After that, let your favorite track dictate the next step. If you love the weird, go Berlin-era. If you love big choruses, follow the 80s. If you love eerie, late-night vibes, land on "Blackstar" and "The Next Day".
When did David Bowie stop touring, and why?
Bowie's last full tour was the "A Reality Tour" in 2003–2004. During that run he suffered health issues, including a heart-related scare, and gradually pulled back from the heavy travel and intensity of long tours. He made select live appearances in the mid-2000s, but after that he shifted focus: studio work, visual arts, and a more private life in New York with his family.
By the time he released "The Next Day" in 2013, it was clear he wasn't planning a big comeback tour. The music videos, the artwork, the suddenness of the album — these became the "show" instead. With "Blackstar", that approach went even further. The album and its visual world (especially the "Lazarus" video and the associated stage musical) feel like a carefully designed final statement rather than the start of an era that would normally be promoted on the road.
Why does "Blackstar" feel so different — and why do fans talk about it like a farewell?
"Blackstar" sounds like an artist fully aware of time running out and deciding to make something fearless anyway. Bowie was working with jazz musicians used to improvisation and risk, and you can hear that in the shifting rhythms and uneasy harmonies. Lyrically, the album is full of images of death, transformation, and legacy — but it never collapses into self-pity. Instead, it feels like he's staging his own exit as a piece of art.
Tracks like "Lazarus" take on extra weight once you know he died two days after the album's release. Lines about being "free, just like that bluebird" or "look up here, I'm in heaven" land like winks and gut punches at the same time. Fans often describe the first full listen of "Blackstar" after learning of his death as one of the most intense experiences they've had with any record. It feels like Bowie let you in on the secret only after he was already gone.
How can I experience Bowie's world if I can't see him live?
You have more options than you might think:
- Official concert films and live albums – Look up classic shows and tours on streaming platforms and video sites. Focus on eras like "Ziggy Stardust", "Serious Moonlight", and "A Reality Tour" to get a feel for how he grew as a performer.
- Exhibitions and screenings – Keep an eye on museum schedules and independent cinemas; Bowie-themed shows and screenings cycle in and out regularly, especially around anniversaries.
- Tribute and orchestral concerts – These might be your best bet for singing "Heroes" or "Life on Mars?" at full volume with a crowd of people who get it.
- Deep listening sessions – It sounds simple, but putting your phone on airplane mode, dimming the lights, and playing a Bowie album front-to-back is still the most direct way into his world.
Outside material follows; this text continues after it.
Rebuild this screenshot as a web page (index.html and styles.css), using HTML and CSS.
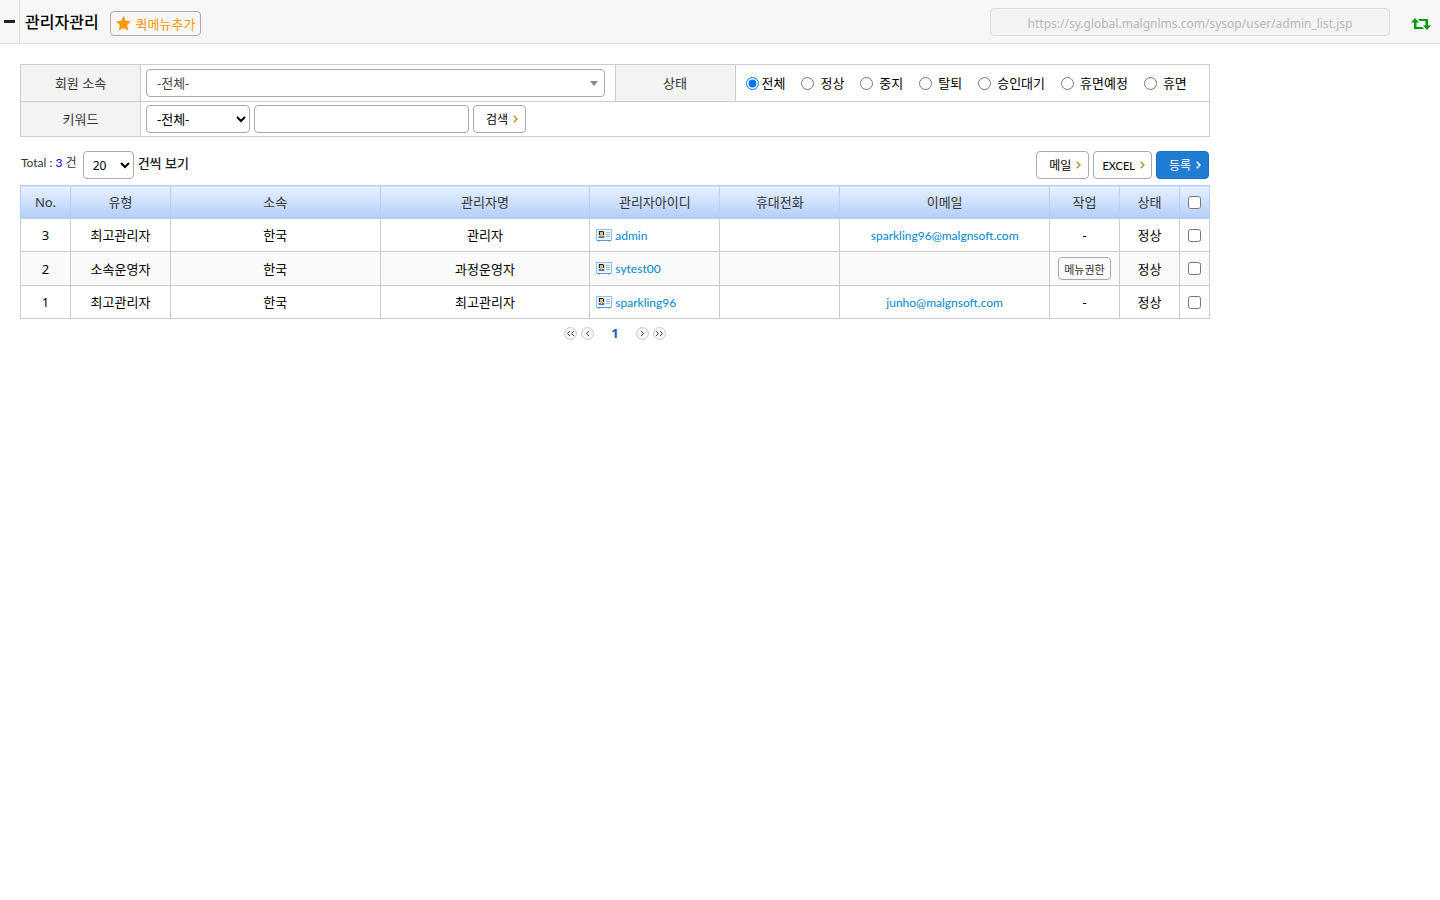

In a way, that mix of digital and physical experiences fits Bowie perfectly. He's an artist you meet on screens, in headphones, in museums, in other people's tattoos, and in the way your friends dress. The live show might be over, but the performance hasn't stopped.
And that's the core of why Bowie still hits so hard in 2026: he built a body of work that doesn't close. You can enter it from anywhere — a TikTok sound, a vintage vinyl, a remastered box set, a tribute gig — and it will keep unfolding new angles the deeper you go.